Now, I'm going to throw some physics around here, but keep in mind it's the kind of thing you pick from watching Discovery Channel documentaries about space travel, so it's not too hard to follow.  Just don't ask me to explain too much.  The reason that all of these drives are necessary is because light is the speed limit of the universe.  You can only travel at speeds equal to that of light or slower.  Einstein's theory of relativity says that Energy is equal to mass multiplied by the speed of light (universal constant) squared.  What that means is that the energy required to travel at a certain speed increases exponentially and eventually infinitely until you reach the speed of light, at which point any appreciable mass would have to be fueled by the energy and mass of the entire universe.  So, we develop fictional ways around that like the warp drive.  It raises the speed of light in the bubble so that you can go faster than light travels outside the bubble.

Here's where the issue starts.  Alright, let's build a weapon.  Let's build a highly effective weapon with a very long range and very high damage potential.  Let's do it in Star Trek with established weaponry.  Have you ever been shot with a Nerf dart?  Maybe it stung a little?  Have you ever been shot with a bullet?  I doubt it.  At the end of the day, the bullet weighs about as much as the nerf dart, depending on your bullet.  It has the same relative mass moving at much higher speeds so it deals much more damage.

What if we built a torpedo with a small warp drive, a navigational system for targeting and that was it.  You use it as a purely kinetic device.  It's the same concept that we see today with the use of rail guns, an object moving at an appreciable fraction of the speed of light deals enormous damage.  A bb suddenly hits like a SCUD missile.  A torpedo the size of your average photon suddenly deals way more.

But there's a problem.  Sure, we could probably use that kind of technology against the Borg and ruin their whole afternoon.  How do warp-speed objects interact with normal objects?  Refer back to my explanation for the need for FTL in sci-fi, speed of light means infinite or all of the energy of the universe.  These objects are traveling faster than that.  You might be willing to say that they don't interact, but remember that they exist in the same dimension as other objects and that they can't occupy the same space at the same time.

How does a warp-speed object, a ship or a torpedo, impart a portion of its energy into a sub-light object?  If it works the way it seems like it ought to, you literally destroy the entire universe.  If it were two objects moving at warp velocities, sure, warp bubbles merge and the issue becomes irrelevant.  But an object colliding with another object always transfers kinetic energy through impact.  That's why small things explode when you shoot them, the energy of the impact has destroyed them.

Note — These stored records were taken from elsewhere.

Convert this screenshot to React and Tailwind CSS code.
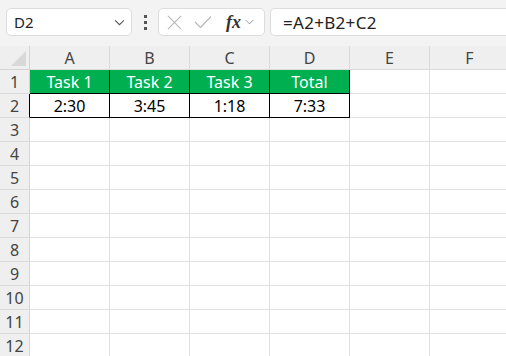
import React from "react";

const cols = ["A", "B", "C", "D", "E", "F"];
const data = {
  1: ["Task 1", "Task 2", "Task 3", "Total"],
  2: ["2:30", "3:45", "1:18", "7:33"],
};

function Chevron({ className }) {
  return (
    <svg viewBox="0 0 12 8" className={className} fill="none" stroke="currentColor" strokeWidth="1.2">
      <path d="M1 1.5 L6 6.5 L11 1.5" />
    </svg>
  );
}

export default function App() {
  const rows = Array.from({ length: 12 }, (_, i) => i + 1);
  return (
    <div className="w-[506px] h-[356px] overflow-hidden bg-white" style={{ fontFamily: '"Noto Sans", "Open Sans", sans-serif' }}>
      {/* Toolbar */}
      <div className="h-[46px] bg-[#f3f3f3] flex items-start pt-[8px] pl-[6px] gap-0">
        <div className="w-[126px] h-[28px] bg-white border border-[#dcdcdc] rounded-[5px] flex items-center justify-between pl-[7px] pr-[6px]">
          <span className="text-[15px] text-[#222] leading-none">D2</span>
          <Chevron className="w-[11px] h-[7px] text-[#555]" />
        </div>
        <div className="w-[26px] h-[28px] flex flex-col items-center justify-center gap-[3px]">
          <span className="w-[3px] h-[3px] bg-[#555]"></span>
          <span className="w-[3px] h-[3px] bg-[#555]"></span>
          <span className="w-[3px] h-[3px] bg-[#555]"></span>
        </div>
        <div className="w-[107px] h-[28px] bg-white border border-[#dcdcdc] rounded-[5px] flex items-center pl-[8px]">
          <svg viewBox="0 0 16 16" className="w-[15px] h-[15px] text-[#b5b5b5]" fill="none" stroke="currentColor" strokeWidth="1.1">
            <path d="M1 1 L15 15 M15 1 L1 15" />
          </svg>
          <svg viewBox="0 0 18 14" className="w-[18px] h-[14px] ml-[12px] text-[#b5b5b5]" fill="none" stroke="currentColor" strokeWidth="1.1">
            <path d="M1 7 L6.5 12.5 L17 1.5" />
          </svg>
          <span className="ml-[14px] text-[18px] italic font-bold text-[#333] leading-none" style={{ fontFamily: '"Liberation Serif", "DejaVu Serif", serif' }}>fx</span>
          <Chevron className="w-[9px] h-[6px] ml-[4px] text-[#888]" />
        </div>
        <div className="ml-[5px] flex-1 h-[28px] bg-white border border-[#dcdcdc] border-r-0 rounded-l-[5px] flex items-center pl-[12px]">
          <span className="text-[17px] text-[#222] leading-none tracking-[0.3px]">=A2+B2+C2</span>
        </div>
      </div>

      {/* Grid */}
      <div className="grid grid-cols-[30px_80px_80px_80px_80px_80px_80px] auto-rows-[24px] w-[510px]">
        <div className="relative bg-[#efefef] border-r border-b border-[#d4d4d4]">
          <svg viewBox="0 0 16 16" className="absolute right-[3px] bottom-[3px] w-[15px] h-[15px]">
            <path d="M16 0 L16 16 L0 16 Z" fill="#d8d8d8" />
          </svg>
        </div>
        {cols.map((c) => (
          <div key={c} className="bg-[#efefef] border-r border-b border-[#dadada] flex items-center justify-center text-[16px] text-[#444]">
            {c}
          </div>
        ))}
        {rows.map((r) => (
          <React.Fragment key={r}>
            <div className={`bg-[#efefef] border-r border-b border-b-[#dadada] flex items-center justify-center text-[16px] text-[#444] ${r === 2 ? "border-r-black" : "border-r-[#d4d4d4]"}`}>
              {r}
            </div>
            {cols.map((c, ci) => {
              const inTable = ci < 4 && (r === 1 || r === 2);
              if (inTable) {
                const header = r === 1;
                return (
                  <div
                    key={c}
                    className={`border-r border-b border-black flex items-center justify-center text-[16px] ${header ? "bg-[#00b050] text-white" : "bg-white text-black"}`}
                  >
                    {data[r][ci]}
                  </div>
                );
              }
              return <div key={c} className="border-r border-b border-[#e1e1e1]"></div>;
            })}
          </React.Fragment>
        ))}
      </div>
    </div>
  );
}
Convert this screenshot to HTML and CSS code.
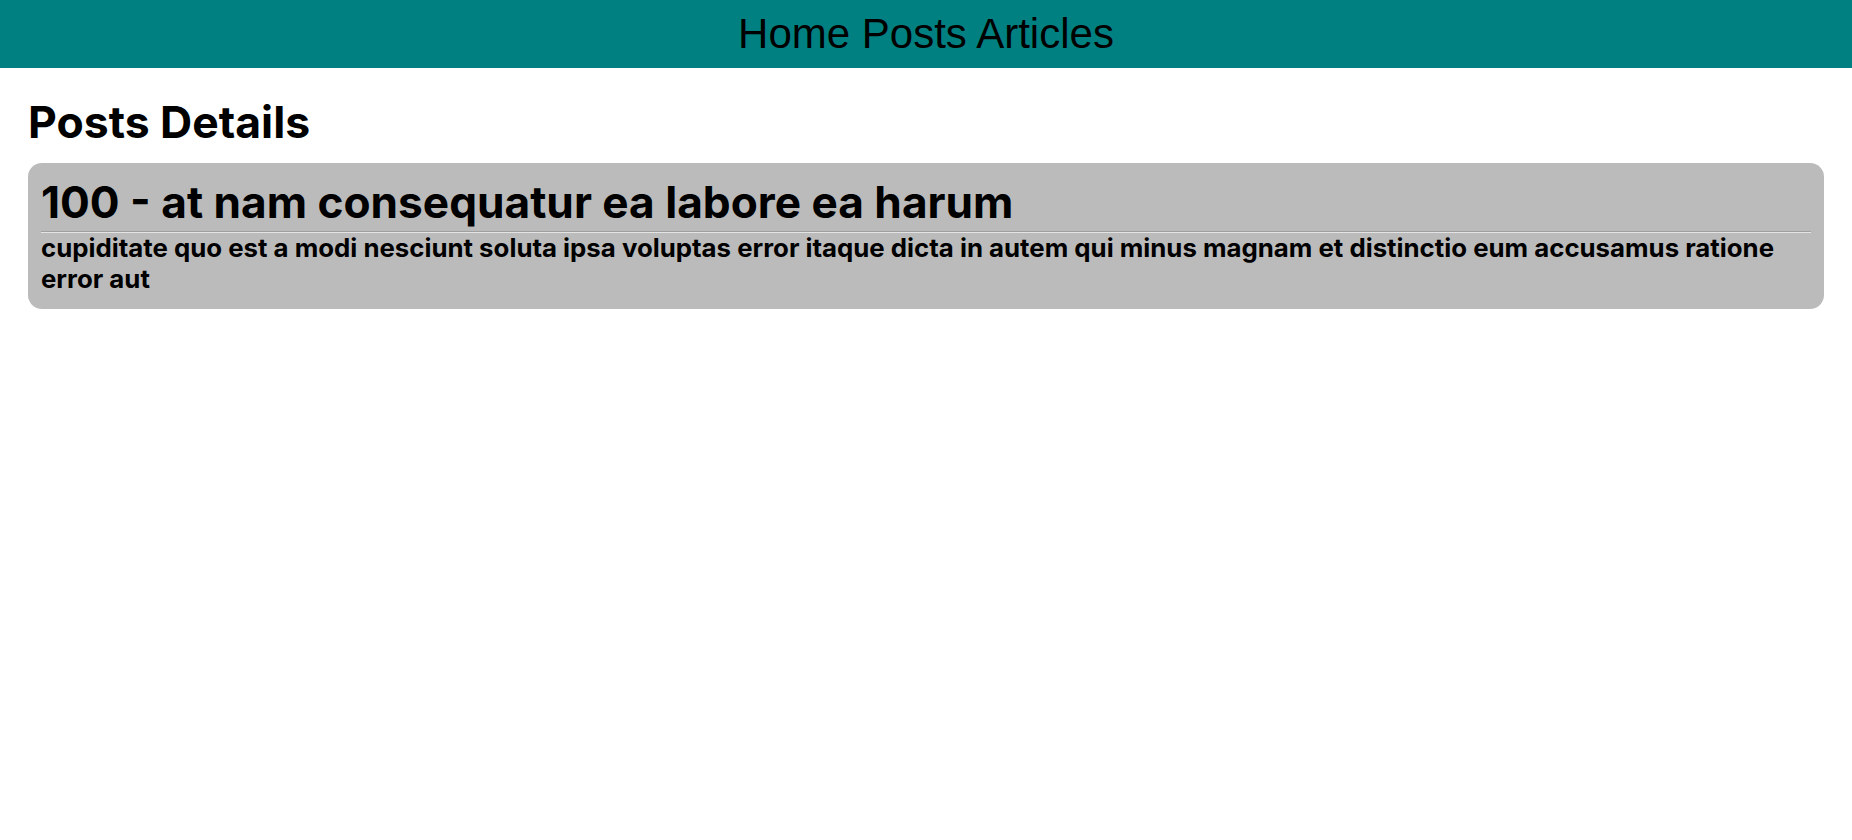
FILE: index.html
```html
<!DOCTYPE html>
<html lang="en">
<head>
<meta charset="utf-8">
<title>Posts Details</title>
<link rel="stylesheet" href="styles.css">
</head>
<body>
<header class="topbar">
  <nav class="nav">
    <a class="nav-link" href="#">Home</a>
    <a class="nav-link" href="#">Posts</a>
    <a class="nav-link" href="#">Articles</a>
  </nav>
</header>
<main class="page">
  <h1 class="page-title">Posts Details</h1>
  <article class="post-card">
    <h2 class="post-title">100 - at nam consequatur ea labore ea harum</h2>
    <hr class="post-rule">
    <p class="post-body">cupiditate quo est a modi nesciunt soluta ipsa voluptas error itaque dicta in autem qui minus magnam et distinctio eum accusamus ratione error aut</p>
  </article>
</main>
</body>
</html>
```
FILE: styles.css
```css
* { box-sizing: border-box; }
html, body { margin: 0; padding: 0; background: #ffffff; }
body { font-family: Inter, "Noto Sans", sans-serif; color: #000; }

.topbar {
  background: #008080;
  height: 68px;
  padding-top: 10px;
  text-align: center;
}
.nav {
  font-family: "Liberation Sans", Arial, sans-serif;
  font-size: 42px;
  line-height: 48px;
}
.nav-link { color: #000; text-decoration: none; }

.page { padding: 27px 28px 0; }

.page-title {
  margin: 0 0 14px;
  font-size: 44.5px;
  font-weight: 700;
  line-height: 54px;
}

.post-card {
  background: #bbbbbb;
  border-radius: 14px;
  padding: 13px 13px 15px;
}
.post-title {
  margin: 0 0 2px;
  font-size: 44.2px;
  font-weight: 700;
  line-height: 53px;
}
.post-rule {
  margin: 0;
  border: 0;
  border-top: 1px solid #a0a0a0;
  border-bottom: 1px solid #e4e4e4;
}
.post-body {
  margin: 0;
  font-size: 25.8px;
  font-weight: 700;
  line-height: 30.5px;
}
```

How do the physics of Star Trek reconcile an object moving faster than light colliding with a stationary object?  Suddenly the state of the warp field doesn't matter because the object that it is colliding with isn't in one, the energy is imparted into it of an object moving several times, perhaps several thousand times the speed of light.  Shouldn't this release the energy of the collision and the FTL object into the universe?  Doesn't that mean that the object in question is imparting more energy than exists?

I'm not a physicist.  Heck, at the end of the day I'm not good at basic high school algebra.  If you can explain it, do it.  Otherwise, I end Star Trek forever with my evil warp torpedoes!